Journal de l'année Édition 1990 1990Éd. 1990

Point de l'actualité

Le lamento corse

Annoncée le 1er juin 1988 pour cent jours, la trêve des bombes avait été prolongée par le mouvement nationaliste pour « aboutir à un règlement politique du problème corse ». On s'attendait donc à percevoir les dividendes de la prudence et de l'art subtil de la négociation qui semblaient guider la démarche de Pierre Joxe, chargé des relations avec l'île depuis son retour au ministère de l'Intérieur. Or, une grève de dix semaines amorcée à la poste de Bastia le 21 février s'est achevée le soir du 1er mai après avoir mobilisé vingt mille fonctionnaires et agents de l'État et coûté cent soixante-dix millions à l'économie insulaire. Elle avait entre-temps révélé l'insuffisance de l'information du gouvernement, gêné les nationalistes avant qu'ils ne rejoignent et récupèrent le mouvement et confirmé l'impuissance des élus régionaux.

Le poids de l'insularité

La grève a été lancée pour obtenir une prime de vie chère. La section CGT de l'administration des Impôts estimait que « la vie courante (alimentation, essence, assurances) » revenait à « 33 000 F plus cher par an aux Corses » qu'aux continentaux. Effectivement, les enquêtes de l'INSEE donnaient raison aux syndicats de fonctionnaires. Ajaccio est la ville la plus chère de France, et Bastia prend la quatrième place dans ce classement, immédiatement après Paris. L'alimentation coûte à Ajaccio et à Bastia 6,8 % de plus que la moyenne nationale. Le prix des légumes surpasse la moyenne française d'un tiers. La baguette de pain, que l'on paie 3,20 F sur le continent, est affichée 3,50 F dans l'île. À Ajaccio, il faut compter 15 % de plus qu'à Orléans pour s'habiller de la même manière.

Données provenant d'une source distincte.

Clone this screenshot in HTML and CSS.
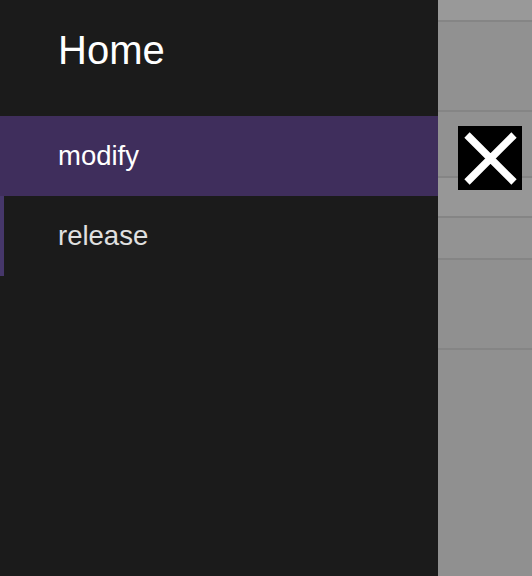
FILE: index.html
```html
<!DOCTYPE html>
<html>
<head>
<meta charset="utf-8">
<link rel="stylesheet" href="styles.css">
</head>
<body>
<div class="layout">
  <aside class="drawer">
    <div class="drawer-title">Home</div>
    <nav class="menu">
      <div class="menu-item active">modify</div>
      <div class="menu-item marked">release</div>
    </nav>
  </aside>
  <main class="backdrop">
    <div class="row r1"></div>
    <div class="row r2"></div>
    <div class="row r3"></div>
    <div class="row r4"></div>
    <div class="row r5"></div>
    <div class="row r6"></div>
    <div class="row r7"></div>
  </main>
  <button class="close" aria-label="close">
    <svg width="64" height="64" viewBox="0 0 64 64"><path d="M9 9 L56 56 M56 9 L9 56" stroke="#fff" stroke-width="7.5" fill="none"/></svg>
  </button>
</div>
</body>
</html>
```
FILE: styles.css
```css
html, body {
  margin: 0;
  padding: 0;
  height: 100%;
  overflow: hidden;
}
body {
  font-family: "Liberation Sans", Arial, sans-serif;
  background: #919191;
}
.layout {
  display: flex;
  height: 576px;
  position: relative;
}
.drawer {
  width: 438px;
  flex: none;
  background: #1b1b1b;
  display: flex;
  flex-direction: column;
}
.drawer-title {
  height: 116px;
  box-sizing: border-box;
  padding: 27px 0 0 58px;
  font-size: 40px;
  line-height: 46px;
  color: #ffffff;
}
.menu {
  display: flex;
  flex-direction: column;
}
.menu-item {
  height: 80px;
  display: flex;
  align-items: center;
  padding-left: 58px;
  font-size: 27.5px;
  color: #ffffff;
  box-sizing: border-box;
}
.menu-item.active {
  background: #3f2e5c;
}
.menu-item.marked {
  color: #e0e0e0;
  border-left: 4px solid #46376a;
  padding-left: 54px;
}
.backdrop {
  flex: 1;
  display: flex;
  flex-direction: column;
  background: #909090;
}
.row {
  box-sizing: border-box;
  border-bottom: 2px solid #858585;
}
.r1 { height: 22px; background: #999999; }
.r2 { height: 90px; background: #919191; }
.r3 { height: 66px; background: #919191; }
.r4 { height: 40px; background: #979797; }
.r5 { height: 42px; background: #939393; }
.r6 { height: 90px; background: #909090; }
.r7 { flex: 1; border-bottom: 0; background: #909090; }
.close {
  position: absolute;
  left: 458px;
  top: 126px;
  width: 64px;
  height: 64px;
  padding: 0;
  border: 0;
  background: #000;
  display: block;
}
.close svg { display: block; }
```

Cette situation est bien connue et souvent prise en compte : les agents de l'EDF et de la SNCF, les employés de banque perçoivent des indemnités particulières lorsqu'ils sont en service en Corse. Aussi, dès le début du mouvement de grève, la CGT a réclamé une prime d'insularité de mille francs par mois et un relèvement de l'indemnité versée en fonction du domicile ; la Corse, classée en zone deux, serait passée en zone zéro ; chaque salarié aurait bénéficié d'une augmentation de 3 % environ. Dans le même esprit, FO et la CFDT, évitant les chiffres pour ouvrir la voie aux négociations, ont demandé une indemnité compensatrice de vie chère.

La disparité des prix qui se manifeste aux dépens de la Corse a été parfaitement admise par le gouvernement, puisque Michel Rocard déclarait le 20 mars : « Il est... anormal que le consommateur corse paie à un prix supérieur à celui constaté sur le continent des biens courants qui arrivent en Corse à un prix inférieur. » Dans son intervention, le Premier ministre laissait clairement entendre, néanmoins, que la hausse des prix pouvait être imputée aux agents économiques de l'île même. En Corse, les intermédiaires sont mieux placés qu'ailleurs pour élargir leurs marges : l'île est un marché étriqué de 200 000 personnes environ, qui interdit l'existence d'une véritable concurrence : les médicaments, comme l'essence, sont acheminés par un seul réseau de distribution ; pour les produits alimentaires, les petits commerces ont leur choix réduit à deux distributeurs. Ententes et concertations sont fréquentes. Ce marché étroit est aussi sensible. Les flux touristiques suscitent chaque année une tension sur les prix ; tout mouvement social affectant les relations entre le continent et l'île provoque le même effet.

L'intervention de l'État

S'il n'a pas su maîtriser les circuits commerciaux, l'État est intervenu pour compenser les inconvénients de la situation insulaire de la Corse : il participe pour plus de 750 millions de francs par an aux transports entre la Corse et le continent. « Le problème », déclarait Michel Rocard le 30 mars, « n'est pas de transférer plus d'argent, mais de l'y transférer autrement ».

L'amélioration, nécessaire, de l'action de l'État pourra se fonder, à partir de cette année, sur une belle collection de documents susceptibles d'éclairer l'Assemblée régionale et, plus encore, le gouvernement, qui détiennent les pouvoirs de décision.